Fürchte den Donner (c) 2015 Jim Thompson, Heyne Hardcore(2)

Fürchte den Donner

Fürchte den Donner war erst der zweite Roman von Jim Thompson und ist inhaltlich noch ein wenig von seinen späteren Crime-Meisterwerken entfernt.

In Verdon, Nebraska lebt der Fargo-Clan. Eine dekadente Familie, angeführt vom Patriarchen Lincoln Fargo. Sie leben auf ihrem Landsitz in ihrem ganz eigenen seelischen und psychischen Abgrund. Das Familienoberhaupt blickt auf ein sündiges Leben zurück, während seine Frau Pearl sich immer mehr in ihren religiösen Wahn steigert. Das geht sogar so weit, dass sie den gesamten Familienbesitz an Gott verkaufen will. Dann gibt es da aber auch noch ihren Sohn Grant, der immer mehr zerfällt und zerbricht. Doch was sich unter der Oberfläche dieser Familie verbirgt, ist weitaus schlimmer und verkommener.

Er war so stolz auf seine Reputation wie jeder andere Mann, und er war nur so käuflich, wie es nötig war. Aber als Junge, der keine andere Zukunft hatte als die, die er sich selbst aufbaute, musste er es womöglich ein wenig mehr sein als andere.

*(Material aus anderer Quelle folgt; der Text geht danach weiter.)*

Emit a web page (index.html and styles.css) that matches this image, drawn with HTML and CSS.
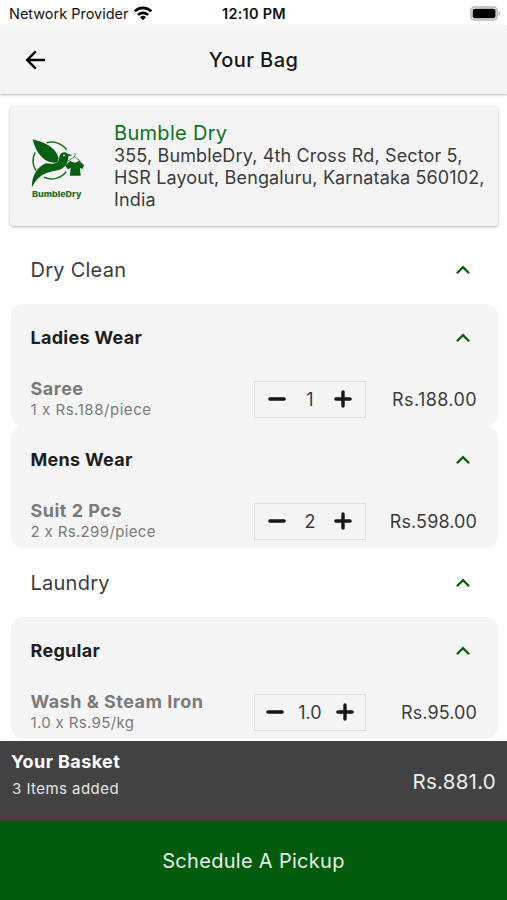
FILE: index.html
```html
<!DOCTYPE html>
<html lang="en">
<head>
<meta charset="utf-8">
<meta name="viewport" content="width=device-width, initial-scale=1">
<title>Your Bag</title>
<link rel="stylesheet" href="styles.css">
</head>
<body>
<svg class="defs" aria-hidden="true">
  <symbol id="chevron" viewBox="0 0 16 10"><path d="M1.9 8.2 8 2.1l6.1 6.1" fill="none" stroke="currentColor" stroke-width="2.3"/></symbol>
  <symbol id="minus" viewBox="0 0 18 18"><path d="M1.9 9h14.2" stroke="currentColor" stroke-width="3.4" stroke-linecap="round"/></symbol>
  <symbol id="plus" viewBox="0 0 18 18"><path d="M1.9 9h14.2M9 1.9v14.2" stroke="currentColor" stroke-width="3.4" stroke-linecap="round"/></symbol>
</svg>
<div class="app">
  <div class="status">
    <div class="carrier"><span>Network Provider</span>
      <svg class="wifi" viewBox="0 0 20 15"><g fill="none" stroke="#000" stroke-width="2.7"><path d="M1.7 5.4a11.7 11.7 0 0 1 16.6 0"/><path d="M4.9 8.9a7.2 7.2 0 0 1 10.2 0"/></g><path d="M7 11.3a4.3 4.3 0 0 1 6 0l-3 3z"/></svg>
    </div>
    <div class="clock">12:10 PM</div>
    <svg class="battery" viewBox="0 0 31 15"><rect x=".9" y=".9" width="26.2" height="13.2" rx="3.8" fill="#f4f4f4" stroke="#b5b5b5" stroke-width="1.5"/><rect x="2.7" y="2.7" width="22.8" height="9.6" rx="2" fill="#000"/><path d="M28.6 5c2.1.8 2.1 4.2 0 5z" fill="#b5b5b5"/></svg>
  </div>
  <header class="header">
    <svg class="back" viewBox="0 0 22 20"><path d="M20 10H2.5M10.8 1.4 2.2 10l8.6 8.6" fill="none" stroke="#000" stroke-width="2.4"/></svg>
    <h1>Your Bag</h1>
  </header>
  <main class="content">
    <section class="store">
      <svg class="logo" viewBox="0 0 75 75">
        <g fill="none" stroke="#1d7029" stroke-width="1.5">
          <path d="M26.5 12.7a18.5 18.5 0 0 1 20.3 7.3"/>
          <path d="M15.2 22.3a18.5 18.5 0 0 0 .8 18.3"/>
          <path d="M24 47.2a18.5 18.5 0 0 0 22.3-5.4"/>
        </g>
        <g fill="#075f12">
          <path d="M12.6 9.2C24 12 35.7 17.2 38.4 27.4c.5 3-.8 5.3-4.2 5.4C22 31.8 15.6 21 12.6 9.2z"/>
          <path d="M11.9 57.5c-.3-11.7 5-20.1 13.9-24.2 4.3.5 7.5 1 10.7-.6 3.1-1.6 2.2-5.3 3.7-8.2 1.8-3 6-3.1 7.5-.4l5.2.8-4.5 1.3c.2 6.7-3.7 12.3-10.4 14-9.8 1.8-18.8 2.9-26.1 17.3z"/>
          <path d="m50.5 30.5-5.2 5 2.3 3.8 3-1.3-.7 7.7h10.8l-.8-7.7 2.5 1.1 1.8-3.8-5.4-4.8c-2.3 2.8-5.9 2.8-8.3 0z"/>
        </g>
        <circle cx="44" cy="25.3" r=".9" fill="#f4f4f4"/>
        <path d="m48 31 6.5-4.2 6 4.2M54.5 27v-1.3c2-.6 1.3-2.4-.3-2" fill="none" stroke="#1d7029" stroke-width=".8"/>
        <text x="12" y="67.4" textLength="49.5" lengthAdjust="spacingAndGlyphs">BumbleDry</text>
      </svg>
      <div class="store-info">
        <h2>Bumble Dry</h2>
        <p>355, BumbleDry, 4th Cross Rd, Sector 5,<br>HSR Layout, Bengaluru, Karnataka 560102,<br>India</p>
      </div>
    </section>

    <div class="section-title"><h3>Dry Clean</h3><svg class="chevron"><use href="#chevron"/></svg></div>
    <section class="group">
      <div class="group-title"><h4>Ladies Wear</h4><svg class="chevron"><use href="#chevron"/></svg></div>
      <div class="item spaced">
        <div class="desc"><strong>Saree</strong><span>1 x Rs.188/piece</span></div>
        <div class="stepper"><svg><use href="#minus"/></svg><span>1</span><svg><use href="#plus"/></svg></div>
        <div class="price">Rs.188.00</div>
      </div>
    </section>
    <section class="group">
      <div class="group-title"><h4>Mens Wear</h4><svg class="chevron"><use href="#chevron"/></svg></div>
      <div class="item">
        <div class="desc"><strong>Suit 2 Pcs</strong><span>2 x Rs.299/piece</span></div>
        <div class="stepper"><svg><use href="#minus"/></svg><span>2</span><svg><use href="#plus"/></svg></div>
        <div class="price">Rs.598.00</div>
      </div>
    </section>

    <div class="section-title"><h3>Laundry</h3><svg class="chevron"><use href="#chevron"/></svg></div>
    <section class="group">
      <div class="group-title"><h4>Regular</h4><svg class="chevron"><use href="#chevron"/></svg></div>
      <div class="item">
        <div class="desc"><strong>Wash &amp; Steam Iron</strong><span>1.0 x Rs.95/kg</span></div>
        <div class="stepper"><svg><use href="#minus"/></svg><span>1.0</span><svg><use href="#plus"/></svg></div>
        <div class="price">Rs.95.00</div>
      </div>
    </section>
  </main>
  <div class="basket">
    <div class="summary"><strong>Your Basket</strong><span>3 Items added</span></div>
    <div class="total">Rs.881.0</div>
  </div>
  <button class="cta">Schedule A Pickup</button>
</div>
</body>
</html>
```
FILE: styles.css
```css
* { box-sizing: border-box; }
body { margin: 0; background: #fff; font-family: Inter, "Liberation Sans", sans-serif; color: #3b3b3b; }
h1, h2, h3, h4, p { margin: 0; }
svg { display: block; flex: none; }
.defs { position: absolute; width: 0; height: 0; }
.app { height: 900px; display: flex; flex-direction: column; overflow: hidden; }

.status { flex: none; height: 25px; display: grid; grid-template-columns: 1fr auto 1fr; align-items: center; padding: 2px 6px 0 9px; color: #111; }
.carrier { display: flex; align-items: center; gap: 5px; font-size: 14.5px; letter-spacing: -.02px; white-space: nowrap; }
.wifi { width: 20px; height: 15px; margin-top: -1px; }
.clock { font-size: 14.5px; font-weight: 600; letter-spacing: .25px; margin-left: -2px; }
.battery { width: 31px; height: 15px; justify-self: end; margin-top: -1px; }

.header { flex: none; height: 69px; display: grid; grid-template-columns: 1fr auto 1fr; align-items: center; padding: 0 25px; background: #f5f5f5; box-shadow: 0 1px 2px rgba(0, 0, 0, .3); }
.back { width: 22px; height: 20px; }
.header h1 { font-size: 20px; font-weight: 500; color: #161616; letter-spacing: .4px; }

.content { flex: 1; min-height: 0; overflow: hidden; padding: 12px 9px 0 11px; }
.store { height: 120px; margin: 0 0 9px -1px; display: flex; align-items: center; gap: 19px; padding-left: 10px; background: #f4f4f4; border-radius: 4px; box-shadow: 0 1px 3px rgba(0, 0, 0, .3); }
.logo { width: 75px; height: 75px; margin-top: 3px; }
.logo text { font-size: 8px; font-weight: 800; fill: #1d7029; }
.store-info { white-space: nowrap; }
.store h2 { font-size: 20px; line-height: 24px; font-weight: 400; color: #11701b; letter-spacing: .3px; }
.store p { font-size: 18px; line-height: 22px; letter-spacing: .14px; }

.section-title { height: 69px; display: flex; align-items: center; justify-content: space-between; padding: 0 27px 0 19.5px; }
.section-title h3 { font-size: 20px; font-weight: 400; letter-spacing: .25px; }
.chevron { width: 16px; height: 10px; color: #06600f; }
.group { height: 122px; background: #f5f5f5; border-radius: 12px; padding: 0 21px 0 19.5px; }
.group-title { height: 68px; display: flex; align-items: center; justify-content: space-between; padding-right: 6px; }
.group-title h4 { margin-top: -2px; font-size: 18px; font-weight: 700; color: #1d1d1d; letter-spacing: .3px; }
.item { height: 54px; display: grid; grid-template-columns: 223.5px 112px 1fr; align-items: center; }
.desc { display: flex; flex-direction: column; white-space: nowrap; color: #7a7a7a; margin-top: -2px; }
.desc strong { font-size: 18px; line-height: 22px; letter-spacing: .5px; }
.desc span { font-size: 15px; line-height: 19px; letter-spacing: .35px; }
.spaced .desc span { letter-spacing: .55px; }
.stepper { height: 37px; display: flex; align-items: center; justify-content: center; border: 1px solid #dfdfdf; }
.stepper svg { width: 18px; height: 18px; color: #161616; }
.stepper span { min-width: 47.5px; padding: 0 14px; font-size: 18px; text-align: center; }
.price { font-size: 18px; text-align: right; letter-spacing: .1px; }
.spaced .price { letter-spacing: .4px; }

.basket { flex: none; height: 80px; display: flex; justify-content: space-between; align-items: center; padding: 0 11px; background: #424242; color: #fff; }
.summary { align-self: flex-start; padding-top: 9px; display: flex; flex-direction: column; gap: 5px; }
.summary strong { font-size: 18px; line-height: 24px; letter-spacing: .4px; }
.summary span { padding-left: 1px; font-size: 15px; line-height: 20px; color: #e6e6e6; letter-spacing: .45px; }
.total { font-size: 20.5px; color: #eee; letter-spacing: .25px; }
.cta { flex: none; height: 79px; border: 0; border-radius: 0; padding: 0; background: #005b0c; color: #e9f3e9; font: 400 20px Inter, "Liberation Sans", sans-serif; letter-spacing: .3px; }
```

Nachdem Jim Thompson mit seinem autobiographischen Erstling Jetzt und auf Erden keinen großen Erfolg hatte, wechselte er das Fach. Fürchte den Donner ist aber dennoch nur ein “vorsichtiger” Crime-Thriller. Das bedeutet, dass hier jene Elemente, die Thompson später so meisterhaft beherrschte, nur in leichten Anklängen vorkommen. Fürchte den Donner kann man als Mischung und Wechsel des Autors von einer Erzählweise zu einer anderen verstehen. Es ist die Grenze von sozialem Realismus und Crime-Horror. Der Roman ist ein Familienporträt, das zwar fiktiv ist, aber sich dennoch wie etwas autobiographisches liest. Natürlich kommt auch Verbrechen vor und der Fargo-Clan ist alles andere als zartbesaitet.

Dennoch ist es noch kein richtiger Crime-Thriller, wie Thompsons spätere Werke. Aber auch hier zeigt der Autor sein unglaubliches erzählerisches Talent und wie facettenreich er sein kann. Fürchte den Donner ist ein episches Drama über eine Familie, die sich selbst zerstört und vernichtet. Dabei nehmen sie auch einige außenstehende Personen mit und stürzen sie ins Verderben. Gleichzeitig ist Thompson auch schlichtweg ein Meister der Spannung. Sein Stil ist zwar noch nicht so geschliffen scharf und präzise, dennoch ist der Roman durchwegs unterhaltsam und intensiv. Jim Thompson komprimiert in Fürchte den Donner das Schicksal einer Familie zu einer dichten, atmosphärischen Erzählung über Schuld und Sühne.

Fürchte den Donner von Jim Thompson, 464 Seiten, erschienen im Heyne Verlag.